EU accounts not signed off for 17 years.

Benjamin Franklin once observed that “In this world nothing can be said to be certain, except death and taxes.” I would venture that we could add a third: the inability of the European Union to guarantee that it has legitimately spent all of the taxpayers’ cash which the British and other EU member state governments have given it.

For today the European Court of Auditors – the body charged with auditing the EU’s accounts – has presented its annual report to the European Parliament and for the 17th – yes, seventeenth – year running, it has concluded that the payments underlying the 2010 accounts are “still affected by material error”.

Should you wish to wade through it, the full 250-page document is here, but here are the killer extracts:

“The Court concludes that overall the supervisory and control systems are partially effective in ensuring the legality and regularity of payments underlying the accounts. The policy groups Agriculture and Natural Resources and Cohesion, Energy and Transport are materially affected by error. The Court’s estimate for the most likely error rate for payments underlying the accounts is 3.7 %.

“In the Court’s opinion, because of the significance of the matters described [above] on the legality and regularity of payments underlying the accounts paragraph, the payments underlying the accounts for the year ended 31 December 2010 are materially affected by error.”

What does all that actually mean?

As the ECA’s press release this morning explains, the “error rate” represents “the degree of non-compliance with the rules governing the spending, such as breaches of public procurement rules, ineligible or incorrect calculation of costs claimed to EU co-financed projects, or over-declaration of land by farmers”.

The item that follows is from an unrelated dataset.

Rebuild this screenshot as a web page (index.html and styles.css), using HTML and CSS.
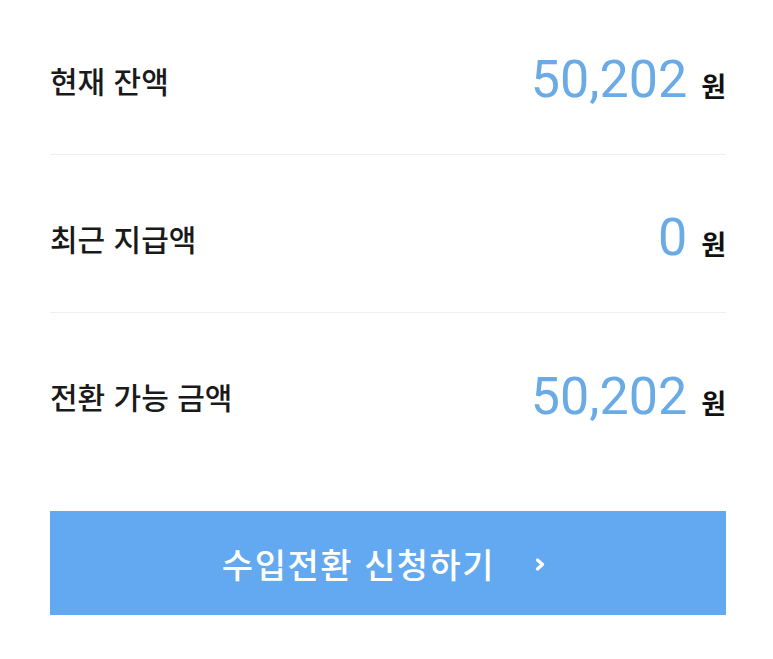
FILE: index.html
```html
<!DOCTYPE html>
<html lang="ko">
<head>
<meta charset="utf-8">
<link rel="stylesheet" href="styles.css">
</head>
<body>
<div class="page">
  <div class="list">
    <div class="row">
      <span class="label">현재 잔액</span>
      <span class="value"><span class="num">50,202</span><span class="unit">원</span></span>
    </div>
    <div class="row">
      <span class="label">최근 지급액</span>
      <span class="value"><span class="num">0</span><span class="unit">원</span></span>
    </div>
    <div class="row last">
      <span class="label">전환 가능 금액</span>
      <span class="value"><span class="num">50,202</span><span class="unit">원</span></span>
    </div>
  </div>
  <button class="cta" type="button">
    <span class="cta-text">수입전환 신청하기</span>
    <svg class="chev" width="10" height="13" viewBox="0 0 10 13"><path d="M2.5 2 L7.5 6.5 L2.5 11" fill="none" stroke="#fff" stroke-width="3.2" stroke-linecap="round" stroke-linejoin="round"/></svg>
  </button>
</div>
</body>
</html>
```

FILE: styles.css
```css
html, body {
  margin: 0;
  padding: 0;
  background: #ffffff;
}
.page {
  padding: 0 47px 0 50px;
  font-family: "Noto Sans CJK KR", "Noto Sans", sans-serif;
}
.list {
  display: flex;
  flex-direction: column;
  margin-top: -3px;
}
.row {
  height: 158px;
  display: flex;
  align-items: center;
  justify-content: space-between;
  border-bottom: 1px solid #eeefef;
  padding-top: 8px;
  box-sizing: border-box;
}
.row.last {
  border-bottom: none;
}
.label {
  font-size: 30px;
  font-weight: 500;
  color: #1a1a1a;
}
.value {
  display: flex;
  align-items: baseline;
}
.num {
  font-family: Roboto, "Liberation Sans", sans-serif;
  font-size: 52px;
  font-weight: 400;
  color: #6aaae5;
}
.unit {
  font-size: 27px;
  font-weight: 700;
  color: #111;
  margin-left: 14px;
}
.cta {
  margin-top: 40px;
  width: 100%;
  height: 104px;
  border: none;
  background: #62a9f2;
  display: flex;
  align-items: center;
  justify-content: center;
  gap: 40px;
  padding: 0 9px 0 0;
  cursor: pointer;
}
.cta-text {
  font-family: "Noto Sans CJK KR", "Noto Sans", sans-serif;
  font-size: 34px;
  font-weight: 500;
  color: #ffffff;
  letter-spacing: 1.5px;
}
.chev {
  display: block;
  margin-top: 2px;
}
```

And that 3.7% error rate is as a proportion of the EU’s annual budget of €122.2 billion (£104.2 billion), which means that serious questions remain about a staggering €4.5 billion (£3.9 billion) of payments which have been made by Brussels – a figure which has increased since 2009.

And the error rate across the “Cohesion, energy and transport” budget alone was no less than 7.7%.

The fact that this happens year after year does not make it any more acceptable. Moreover, it underlines just how outrageous it is that the European Commission is seeking another increase in its budget when there are question marks over billions of its spending.

UPDATE: With a press release that anyone who knows the first thing about accounting concepts like material error would find hilarious, the EU is claiming that failing to get their accounts past the auditors yet again is some kind of triumph.  They claim that: “For the fourth year in a row, the EU’s annual accounts have received a clean bill of health from its external auditors.”